Second spectacle au Cirque Royal, de la danse contemporaine avec Nomad du chorégraphe Sidi Lrbi Cherkaoui. Sidi Larbi Cherckaoui est un chorégraphe anversois, père marocain, mère flamande. Il est une incarnation du mélange culturel à lui tout seul, école coranique d’un côté, maîtres de la peinture flamande de l’autre.
Un chorégraphe a qui tout réussi, il a travaillé avec Alain Platel et Anne Teresa De Keersmaeker. Il vole désormais de ses propres ailes et tous les grands théâtres ou opéras d’Europe se l’arrachent. Dans “Nomad” Sidi Larbi Cherckaoui nous transporte dans le désert. Une dizaine de danseurs, on va croiser des scorpions, des chameaux. La partition qui porte le spectacle, passe des mélopées, arabisantes, façon Muezzin, au chant des griot africain, évoque l’Inde, inclut de la musique électronique, une kora et des percussions traditionnelle, c’est le mélange là encore. Les tableaux s’enchaînent, les scènes de groupes comme toujours avec Cherkaoui sont très réussies. La pièce se termine avec le gigantesque champignon d’une explosion nucléaire qui envahit le décor en fond de scène. Il est vrai que le désert fut longtemps le lieu des essais nucléaires : aux États-Unis, dans le Nevada, dans le Sahara aussi du temps où Algérie et Maroc étaient des colonies françaises. Il est toujours délicat d’interpréter le sens d’un spectacle de danse. J’y ai vu personnellement le message suivant : elle est rare mais belle la vie dans le désert… Mais l’homme doit peut-être prendre garde, dans ses multiples activités, à ne pas les multiplier, les déserts.
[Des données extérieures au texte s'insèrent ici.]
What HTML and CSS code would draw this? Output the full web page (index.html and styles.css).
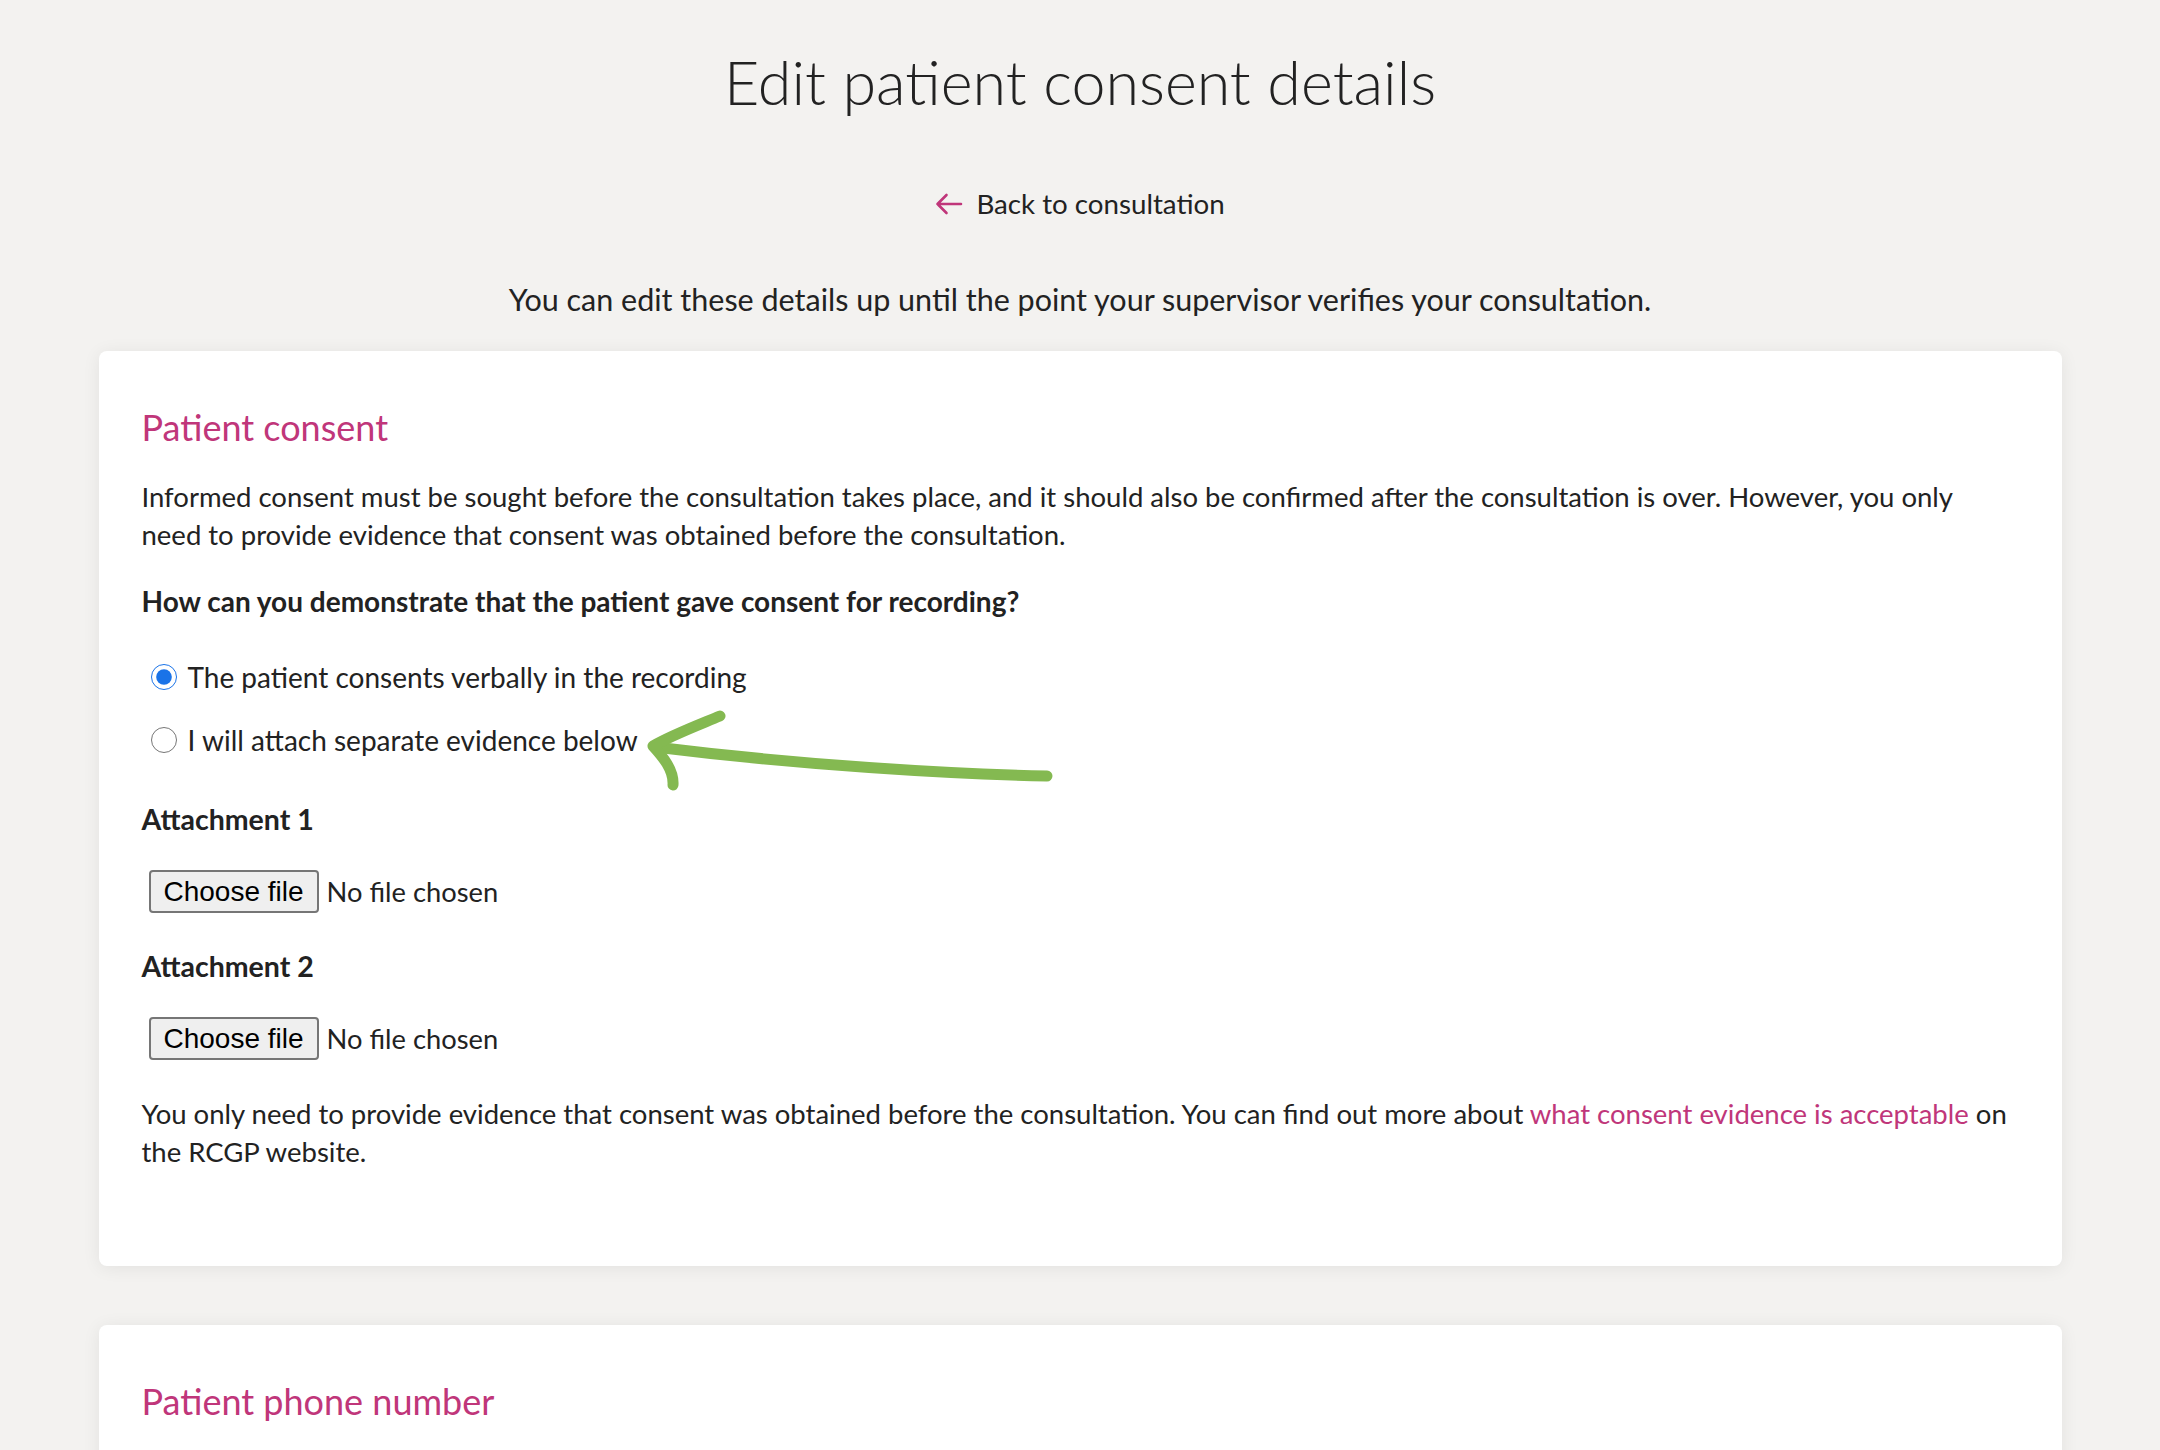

Deux spectacles, deux messages. Ou plutôt deux invitations à la réflexion. Loin du tumulte des petites phrases et des punchlines sur Twitter-X ou ailleurs. Pour tous ceux qui comme moi ont en permanence les yeux et les oreilles rivés sur l’actualité, c’est peut-être l’occasion de réfléchir autrement. Passer de l’actualité trépidante à un spectacle qui va durer une heure ou heure et demie, c’est passé de l’instantané au temps long. Peut-être même passer du fast-food de la pensée et de l’émotion à un restaurant haut de gamme. C’est moins gras, moins sucré, ça ne déclenche pas une décharge immédiate d’indignation ou de colère. Cela, nous nous nourrit sur le long terme, et parfois, ça nous nettoie le cerveau.